Jessica’s story: “Timely diagnosis of AFLP is difficult as the symptoms are so non-specific, and I didn’t even develop symptoms until the situation was advanced”

Jessica found out she had acute fatty liver of pregnancy (AFLP) shortly before her son was born, and needed an emergency caesarean section. She’s sharing her story to help raise awareness of this rare condition. Thank you Jessica! 

Around a week before my baby was born I began experiencing nausea, acid reflux and a huge increase in thirst. I figured this was normal pregnancy stuff and nothing to worry about. A few days later the nausea progressed to vomiting and I went to Birmingham Women’s Hospital to get checked over. My skin and eyes had also started to turn yellow.  

After some tests I was told my baby needed to be delivered immediately via emergency caesarean section (c-section). Not at all what I was expecting. I was 34 weeks along and still had stuff to sort out. As the c-section was under general anaesthetic my partner couldn’t be present so we said our goodbyes and off I went.  

I woke up 3 days later in the ICU next door at the Queen Elizabeth Hospital to photos of my newborn hanging in front of me.
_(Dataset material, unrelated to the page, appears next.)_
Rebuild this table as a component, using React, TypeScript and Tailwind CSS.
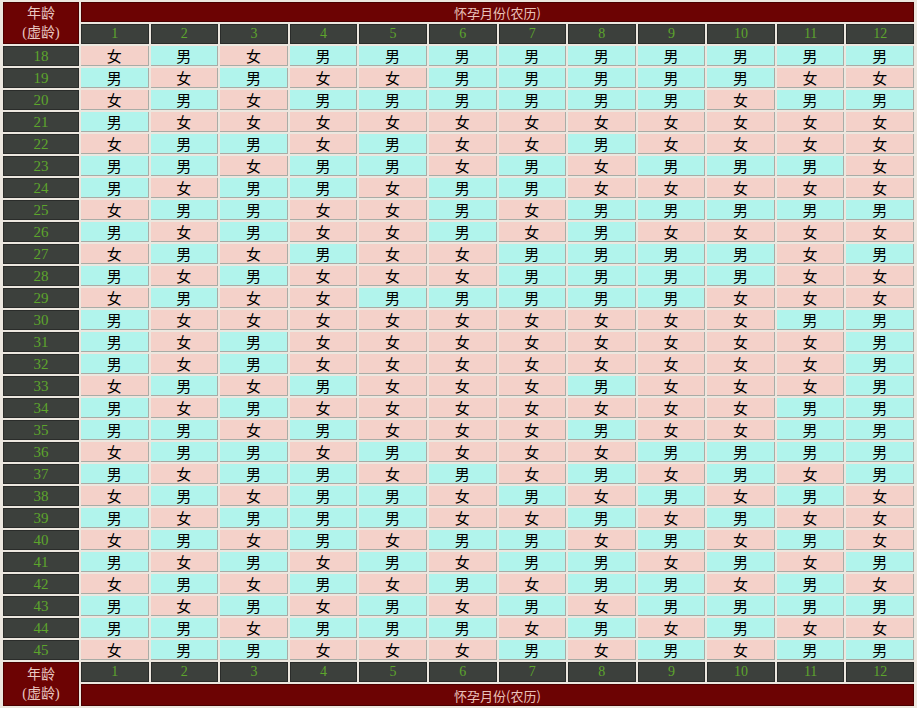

I had a touch of delirium and didn’t fully grasp the situation. I was adamant a swim in the (non-existent) swimming pool was crucial to my recovery, and I was also keen to get on with work emails. I’m glad I wasn’t able to access them!  

I came to learn I had a rare life-threatening condition called acute fatty liver of pregnancy (AFLP). The cure is delivery of the baby. It’s a bit of a misnomer as it isn’t just the liver which is affected. In addition to having liver failure, I had a degree of kidney failure and low platelets. The platelet issue meant my blood wasn’t clotting properly; this led to a severe abdominal haemorrhage after the c-section requiring further surgery and blood transfusions.   

My situation was as bad as it could get, but I had the easy experience as I was out of it the entire time! My poor partner was told at one point the limits of what could be done for me had been reached. My mum faced the prospect of losing her daughter, and just a few months after losing her husband (my dad) unexpectedly. 

Thanks to the incredible work of everyone who cared for me I pulled through. A surgeon asked if I remembered hearing ‘Never Gonna Give You Up’ - the song had started playing nearby while I was being worked on. Expert “Rickrolling” from the universe.   

My body was unrecognisable, having ballooned up with kilos of fluid. Fluid on my lungs meant I needed CPAP (continuous positive airway pressure) and oxygen support. A line of staples ran the length of my abdomen. I had high blood pressure and blurry vision. Just rolling onto my side was a gargantuan effort. 

I met my son for the first time 5 days after he was born. I don’t really remember it but I do have photos of us blinking blearily at one another like ‘what just happened?’ Fortunately, he had been delivered before the condition affected him (it can be fatal for the baby too) and he only spent a week in the neonatal ICU. 

All the staff involved with my care were wonderful; I was even treated to a bed-based hair wash and blow-dry. I remained in hospital for 3 weeks before leaving in a wheelchair and spending another 4 weeks recovering to the point I could start looking after my baby. And there’s nothing like a baby to build your muscles back up! 

It’s been cathartic writing this but most importantly I hope it helps raise awareness. Timely diagnosis of AFLP is difficult as the symptoms are so non-specific, and I didn’t even develop symptoms until the situation was advanced. Additionally, AFLP can also be confused with preeclampsia and HELLP (hemolysis, elevated liver enzymes and low platelets) syndrome as a number of features overlap.  

My advice to anyone concerned about their health is to push to be seen and investigated if things don’t seem right. I’m eternally grateful to the medical professionals for recognising what was happening and ensuring that I was seen to urgently. I was very lucky to have been treated where I was; the site has strong liver and multidisciplinary expertise. Not all hospitals are able to treat the condition.  

6 months on my midsection is absolutely not what it was, but all the important things like my liver are back to normal and I have a lovely little boy. I’m overjoyed I get to be a parent alongside my partner.